Recorded information:
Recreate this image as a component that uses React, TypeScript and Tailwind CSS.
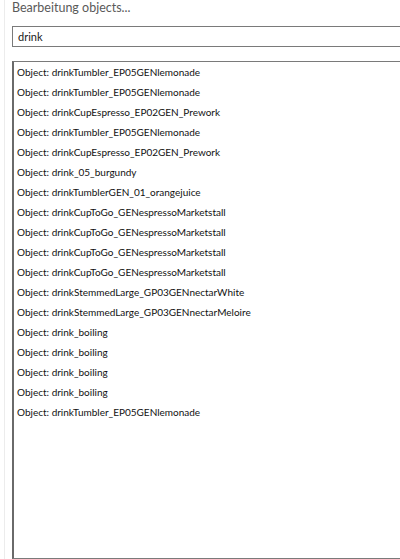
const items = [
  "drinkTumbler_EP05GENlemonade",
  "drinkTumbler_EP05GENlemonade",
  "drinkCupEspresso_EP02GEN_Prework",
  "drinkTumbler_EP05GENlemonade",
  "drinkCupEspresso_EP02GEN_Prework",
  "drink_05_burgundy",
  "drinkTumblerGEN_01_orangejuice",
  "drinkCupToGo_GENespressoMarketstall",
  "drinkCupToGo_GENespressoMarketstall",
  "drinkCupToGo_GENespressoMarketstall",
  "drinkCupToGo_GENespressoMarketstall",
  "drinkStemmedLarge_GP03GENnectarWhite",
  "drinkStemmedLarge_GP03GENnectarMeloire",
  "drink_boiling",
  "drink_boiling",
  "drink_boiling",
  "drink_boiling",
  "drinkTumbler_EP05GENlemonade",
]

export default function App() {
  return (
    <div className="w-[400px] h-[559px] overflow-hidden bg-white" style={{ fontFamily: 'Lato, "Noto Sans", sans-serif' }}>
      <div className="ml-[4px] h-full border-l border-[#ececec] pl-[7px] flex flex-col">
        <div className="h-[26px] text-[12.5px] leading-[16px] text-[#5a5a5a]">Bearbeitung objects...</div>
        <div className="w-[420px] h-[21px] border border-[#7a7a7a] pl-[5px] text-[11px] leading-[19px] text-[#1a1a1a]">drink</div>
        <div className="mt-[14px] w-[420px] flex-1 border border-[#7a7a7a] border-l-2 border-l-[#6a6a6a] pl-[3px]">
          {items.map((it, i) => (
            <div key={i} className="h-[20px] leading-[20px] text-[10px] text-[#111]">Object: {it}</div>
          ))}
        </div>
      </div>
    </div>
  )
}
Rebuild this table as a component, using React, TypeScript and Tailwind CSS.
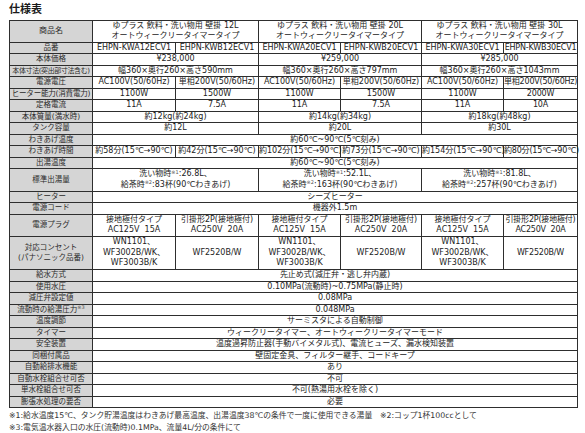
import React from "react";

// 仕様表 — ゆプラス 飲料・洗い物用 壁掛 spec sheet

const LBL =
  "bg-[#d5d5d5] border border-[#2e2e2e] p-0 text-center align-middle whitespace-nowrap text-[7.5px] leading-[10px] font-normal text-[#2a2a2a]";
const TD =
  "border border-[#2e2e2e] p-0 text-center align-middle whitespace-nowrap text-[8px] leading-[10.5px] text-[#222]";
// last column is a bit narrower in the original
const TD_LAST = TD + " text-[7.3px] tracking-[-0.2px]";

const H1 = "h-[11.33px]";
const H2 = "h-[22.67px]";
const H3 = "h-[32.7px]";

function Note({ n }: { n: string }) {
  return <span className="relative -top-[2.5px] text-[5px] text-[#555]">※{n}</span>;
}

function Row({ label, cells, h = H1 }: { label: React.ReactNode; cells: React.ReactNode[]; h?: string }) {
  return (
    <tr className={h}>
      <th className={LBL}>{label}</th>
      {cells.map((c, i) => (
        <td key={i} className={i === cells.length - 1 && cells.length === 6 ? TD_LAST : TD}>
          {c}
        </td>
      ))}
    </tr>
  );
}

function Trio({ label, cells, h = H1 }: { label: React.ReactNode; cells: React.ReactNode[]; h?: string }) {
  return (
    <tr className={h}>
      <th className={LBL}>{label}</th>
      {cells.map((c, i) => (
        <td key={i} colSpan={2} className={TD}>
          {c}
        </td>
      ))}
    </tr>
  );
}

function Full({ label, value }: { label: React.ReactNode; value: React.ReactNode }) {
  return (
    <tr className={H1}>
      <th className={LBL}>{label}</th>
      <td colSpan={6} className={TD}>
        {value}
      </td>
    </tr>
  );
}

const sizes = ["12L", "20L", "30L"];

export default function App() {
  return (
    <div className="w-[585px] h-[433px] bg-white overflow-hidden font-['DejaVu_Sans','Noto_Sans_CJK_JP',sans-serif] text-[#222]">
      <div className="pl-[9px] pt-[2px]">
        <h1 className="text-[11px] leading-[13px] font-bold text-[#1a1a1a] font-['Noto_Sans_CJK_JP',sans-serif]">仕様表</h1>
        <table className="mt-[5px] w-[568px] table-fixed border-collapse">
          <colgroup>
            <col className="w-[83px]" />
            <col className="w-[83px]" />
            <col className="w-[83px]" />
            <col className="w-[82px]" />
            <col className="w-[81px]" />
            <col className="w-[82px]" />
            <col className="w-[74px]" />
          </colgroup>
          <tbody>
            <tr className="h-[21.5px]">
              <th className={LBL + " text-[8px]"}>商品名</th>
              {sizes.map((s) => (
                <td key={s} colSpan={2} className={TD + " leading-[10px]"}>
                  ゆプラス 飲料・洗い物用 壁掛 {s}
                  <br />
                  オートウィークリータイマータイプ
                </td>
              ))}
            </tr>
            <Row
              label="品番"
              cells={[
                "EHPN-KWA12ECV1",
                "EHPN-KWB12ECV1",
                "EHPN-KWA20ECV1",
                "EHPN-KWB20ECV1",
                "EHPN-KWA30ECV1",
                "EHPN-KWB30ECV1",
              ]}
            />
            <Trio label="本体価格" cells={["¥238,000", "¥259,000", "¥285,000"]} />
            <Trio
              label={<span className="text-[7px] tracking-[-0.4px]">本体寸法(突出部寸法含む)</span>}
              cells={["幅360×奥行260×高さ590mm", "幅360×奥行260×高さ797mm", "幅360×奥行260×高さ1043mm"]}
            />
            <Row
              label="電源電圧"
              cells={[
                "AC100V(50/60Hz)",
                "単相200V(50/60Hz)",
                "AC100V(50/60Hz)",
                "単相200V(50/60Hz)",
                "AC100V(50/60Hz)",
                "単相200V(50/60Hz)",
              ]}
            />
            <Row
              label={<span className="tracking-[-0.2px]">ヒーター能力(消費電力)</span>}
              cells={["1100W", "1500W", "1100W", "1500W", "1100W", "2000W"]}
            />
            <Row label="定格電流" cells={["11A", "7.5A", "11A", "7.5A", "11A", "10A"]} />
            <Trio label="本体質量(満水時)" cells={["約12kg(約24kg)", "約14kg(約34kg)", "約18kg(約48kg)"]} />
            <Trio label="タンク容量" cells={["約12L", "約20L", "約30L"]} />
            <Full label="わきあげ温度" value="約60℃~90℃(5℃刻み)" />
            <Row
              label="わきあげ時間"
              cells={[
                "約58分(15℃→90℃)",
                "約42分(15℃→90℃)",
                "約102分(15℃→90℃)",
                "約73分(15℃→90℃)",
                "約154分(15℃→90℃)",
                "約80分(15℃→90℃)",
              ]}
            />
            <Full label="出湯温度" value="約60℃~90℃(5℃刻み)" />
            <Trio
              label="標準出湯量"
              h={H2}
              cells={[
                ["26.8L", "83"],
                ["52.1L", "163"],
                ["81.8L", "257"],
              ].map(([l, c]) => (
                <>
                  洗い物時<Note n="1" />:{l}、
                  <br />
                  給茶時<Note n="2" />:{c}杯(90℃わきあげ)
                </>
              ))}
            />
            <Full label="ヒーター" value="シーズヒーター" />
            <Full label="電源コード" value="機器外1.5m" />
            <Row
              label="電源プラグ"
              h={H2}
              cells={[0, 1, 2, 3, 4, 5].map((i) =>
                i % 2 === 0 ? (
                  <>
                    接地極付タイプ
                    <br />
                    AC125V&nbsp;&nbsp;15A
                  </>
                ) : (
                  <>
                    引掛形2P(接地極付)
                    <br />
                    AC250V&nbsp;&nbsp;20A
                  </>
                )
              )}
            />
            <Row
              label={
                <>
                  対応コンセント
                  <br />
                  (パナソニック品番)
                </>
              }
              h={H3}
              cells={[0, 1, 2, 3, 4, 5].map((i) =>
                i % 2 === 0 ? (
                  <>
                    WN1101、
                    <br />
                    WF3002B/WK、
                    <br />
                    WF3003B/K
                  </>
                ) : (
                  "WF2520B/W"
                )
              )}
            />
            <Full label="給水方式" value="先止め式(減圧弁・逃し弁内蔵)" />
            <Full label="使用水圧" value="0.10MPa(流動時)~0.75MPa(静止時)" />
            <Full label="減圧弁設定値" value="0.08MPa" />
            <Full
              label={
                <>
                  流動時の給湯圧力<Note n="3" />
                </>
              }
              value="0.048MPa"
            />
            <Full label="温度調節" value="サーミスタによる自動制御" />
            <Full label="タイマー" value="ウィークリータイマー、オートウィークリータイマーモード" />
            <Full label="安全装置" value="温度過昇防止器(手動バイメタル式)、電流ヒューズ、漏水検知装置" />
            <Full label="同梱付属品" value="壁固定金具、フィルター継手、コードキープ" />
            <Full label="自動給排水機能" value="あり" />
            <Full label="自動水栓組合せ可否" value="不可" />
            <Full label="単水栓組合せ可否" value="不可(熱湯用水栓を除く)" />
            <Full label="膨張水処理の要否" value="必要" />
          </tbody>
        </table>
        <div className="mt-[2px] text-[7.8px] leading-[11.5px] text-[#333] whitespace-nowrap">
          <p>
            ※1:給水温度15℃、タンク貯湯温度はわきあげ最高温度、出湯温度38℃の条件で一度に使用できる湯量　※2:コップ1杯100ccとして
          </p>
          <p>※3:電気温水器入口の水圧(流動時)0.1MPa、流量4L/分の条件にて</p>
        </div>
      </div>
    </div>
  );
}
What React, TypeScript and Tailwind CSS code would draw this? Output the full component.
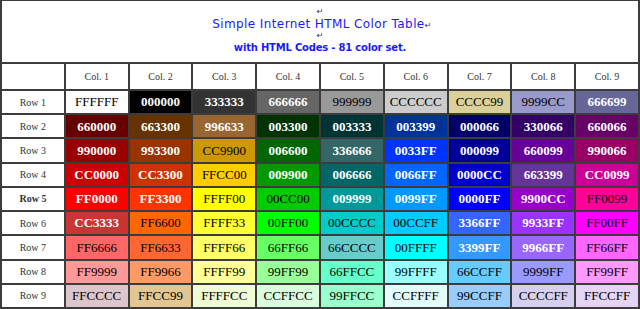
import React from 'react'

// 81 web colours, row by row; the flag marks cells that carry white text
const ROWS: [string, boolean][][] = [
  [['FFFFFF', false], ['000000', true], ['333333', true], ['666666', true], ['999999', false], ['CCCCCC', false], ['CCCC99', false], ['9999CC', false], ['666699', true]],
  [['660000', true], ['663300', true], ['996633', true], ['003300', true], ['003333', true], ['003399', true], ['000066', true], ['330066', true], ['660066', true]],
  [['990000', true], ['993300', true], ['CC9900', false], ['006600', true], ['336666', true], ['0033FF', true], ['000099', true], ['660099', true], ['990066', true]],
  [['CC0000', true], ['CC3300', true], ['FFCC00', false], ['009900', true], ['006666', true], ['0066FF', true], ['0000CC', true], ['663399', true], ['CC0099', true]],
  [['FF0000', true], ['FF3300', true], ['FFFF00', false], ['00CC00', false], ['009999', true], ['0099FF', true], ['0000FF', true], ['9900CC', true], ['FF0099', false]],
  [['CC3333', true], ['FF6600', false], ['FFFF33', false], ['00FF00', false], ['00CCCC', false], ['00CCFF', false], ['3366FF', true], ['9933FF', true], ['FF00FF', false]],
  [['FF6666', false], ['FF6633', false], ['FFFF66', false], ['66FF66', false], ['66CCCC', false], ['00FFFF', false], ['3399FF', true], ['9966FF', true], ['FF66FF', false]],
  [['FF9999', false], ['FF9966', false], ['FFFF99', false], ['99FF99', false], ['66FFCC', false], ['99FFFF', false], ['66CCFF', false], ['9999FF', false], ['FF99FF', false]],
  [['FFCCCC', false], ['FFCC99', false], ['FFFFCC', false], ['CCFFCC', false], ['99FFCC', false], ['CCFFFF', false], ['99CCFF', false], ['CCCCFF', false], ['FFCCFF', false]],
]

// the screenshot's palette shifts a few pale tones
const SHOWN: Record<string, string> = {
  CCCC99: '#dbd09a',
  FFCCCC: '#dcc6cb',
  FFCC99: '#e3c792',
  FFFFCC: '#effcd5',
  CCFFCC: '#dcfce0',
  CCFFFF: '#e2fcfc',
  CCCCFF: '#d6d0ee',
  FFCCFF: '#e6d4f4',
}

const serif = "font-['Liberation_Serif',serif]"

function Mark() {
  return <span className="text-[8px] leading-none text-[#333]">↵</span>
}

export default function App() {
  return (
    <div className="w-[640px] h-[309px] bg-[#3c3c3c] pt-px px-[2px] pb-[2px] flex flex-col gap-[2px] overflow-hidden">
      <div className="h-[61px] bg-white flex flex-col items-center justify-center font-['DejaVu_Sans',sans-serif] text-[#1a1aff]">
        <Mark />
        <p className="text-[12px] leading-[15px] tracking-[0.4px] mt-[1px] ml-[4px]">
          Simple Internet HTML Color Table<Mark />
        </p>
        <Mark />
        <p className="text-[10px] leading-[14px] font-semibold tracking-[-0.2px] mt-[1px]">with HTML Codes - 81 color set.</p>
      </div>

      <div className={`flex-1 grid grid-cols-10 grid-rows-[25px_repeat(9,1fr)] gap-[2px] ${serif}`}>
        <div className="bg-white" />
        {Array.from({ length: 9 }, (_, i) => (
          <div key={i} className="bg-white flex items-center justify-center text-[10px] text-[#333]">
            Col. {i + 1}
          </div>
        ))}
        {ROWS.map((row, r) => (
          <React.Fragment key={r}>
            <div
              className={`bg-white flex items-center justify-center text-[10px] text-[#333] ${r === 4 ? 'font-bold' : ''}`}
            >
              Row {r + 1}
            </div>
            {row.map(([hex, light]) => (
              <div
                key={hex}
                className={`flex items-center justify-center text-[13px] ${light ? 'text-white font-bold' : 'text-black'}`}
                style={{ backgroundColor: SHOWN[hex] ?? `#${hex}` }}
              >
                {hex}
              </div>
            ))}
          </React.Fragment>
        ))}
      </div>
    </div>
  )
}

Work to do:
Extract the stretch of lines that begins at the line with "What React, TypeScript" and ends at the line with "import React from 'react'", inclusive. Omit every picture.

Correct answer:
What React, TypeScript and Tailwind CSS code would draw this? Output the full component.
import React from 'react'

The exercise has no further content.